The Ivy Coach Daily

May 27, 2022

College Rankings Do Matter

US News & World Report is the kingpin of the annual college rankings.

Do you believe college rankings are overvalued in elite college admissions? If so, you’re not alone. You see, few folks in higher education will espouse the merits of well-known college rankings, including and especially the most influential annual college ranking: US News & World Report‘s. Now, do we believe the US News & World Report college ranking is the gospel? Certainly not. The ranking is the flawed gospel according to the folks at US News who determine which factors should — and should not — influence a college’s annual standing. Do we believe that Columbia University should be ranked as highly as Harvard University and the Massachusetts Institute of Technology — as it is in the latest US News ranking? No. But regardless of which variables we think should and shouldn’t be included, how they should be weighted, and our opinions on the ultimate order, unlike many folks in high education, we will not now nor ever diminish the importance of these rankings. After all, while admissions officers at our nation’s elite universities so often say they don’t care about the annual rankings, you bet they care. In fact, a dean of admissions at a top institution will not be in their job for long if their school’s ranking regularly slips. So of course they care!

But let’s be real. The notion that the US News ranking — which we’re the first to poke holes in — is essentially worthless is just plain wrong. In a piece out today for The National Review entitled “The Deceptive College-Rankings Game” by George Leef, he writes, “For many years, the conventional wisdom for college-bound students has been, ‘Go to the most prestigious school you can.’ And how do you tell which ones are more prestigious? You look at college rankings, of course. But are those rankings worth anything? In today’s Martin Center article, Walt Gardner of UCLA argues that college rankings are a game and students are being played…Gardner concludes: ‘In the final analysis, a lesser-known college can be a better choice if it offers a major in line with a student’s individual interests. Harvard, for example, has no undergraduate business degree, but many second-tier colleges do. With employers demanding evidence of an applicant’s skills, majoring in accounting at, say, the University of Mississippi provides a leg up over majoring in gender studies at one of the Ivies. With the cost of a bachelor’s degree soaring, and with no signs of that abating, it’s time to get real about rankings.'”

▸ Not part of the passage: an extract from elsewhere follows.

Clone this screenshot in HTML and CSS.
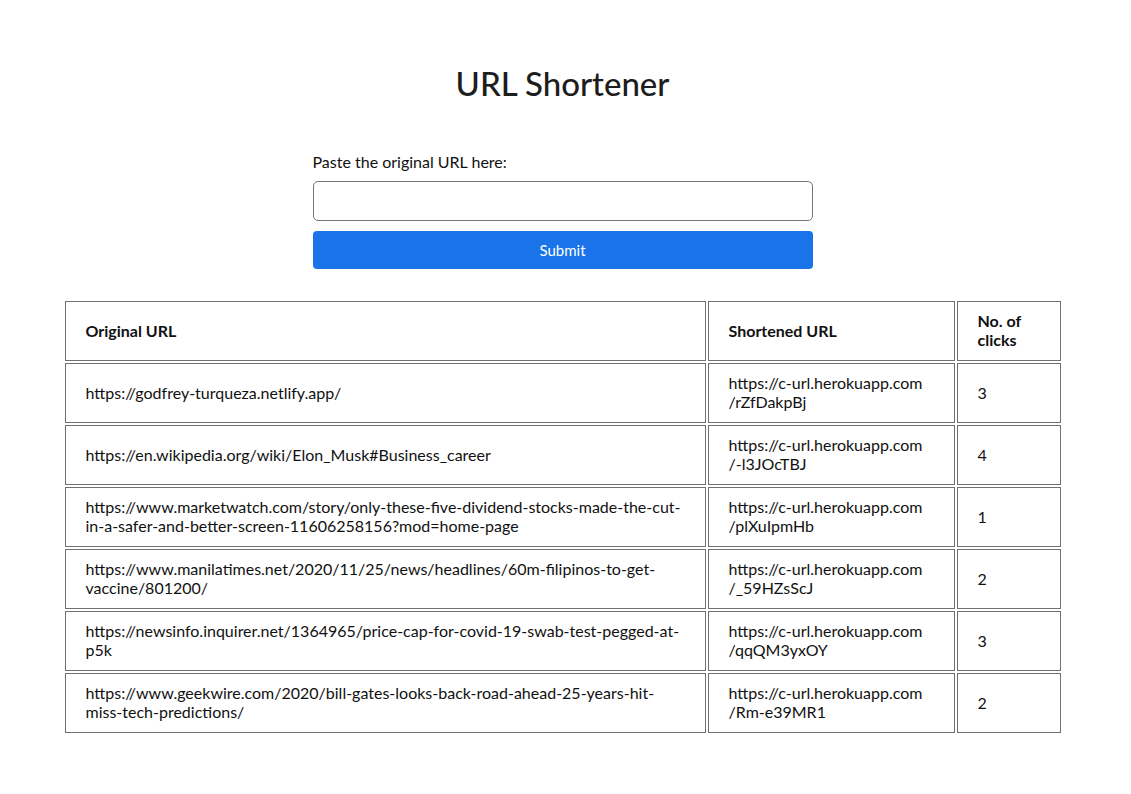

As Emma Gonzalez once famously shouted from atop her soapbox on gun control, “We call BS.” A degree from the University of Mississippi provides students a leg up over a degree from Harvard University? Oh please. We don’t care what a student majored in at Harvard. That student is always going to have a leg up on the job market over an accounting major from a public university that is not selective (there are indeed highly selective public universities but the University of Mississippi, with an admission rate of 88%, should not even be considered somewhat selective — sorry Ole Miss). The fact is, the rankings — as flawed as they may be — matter because graduates of Harvard will overwhelmingly enjoy an advantage on the job market over graduates of Ole Miss and the annual rankings cement which schools are and are not la crème de la crème.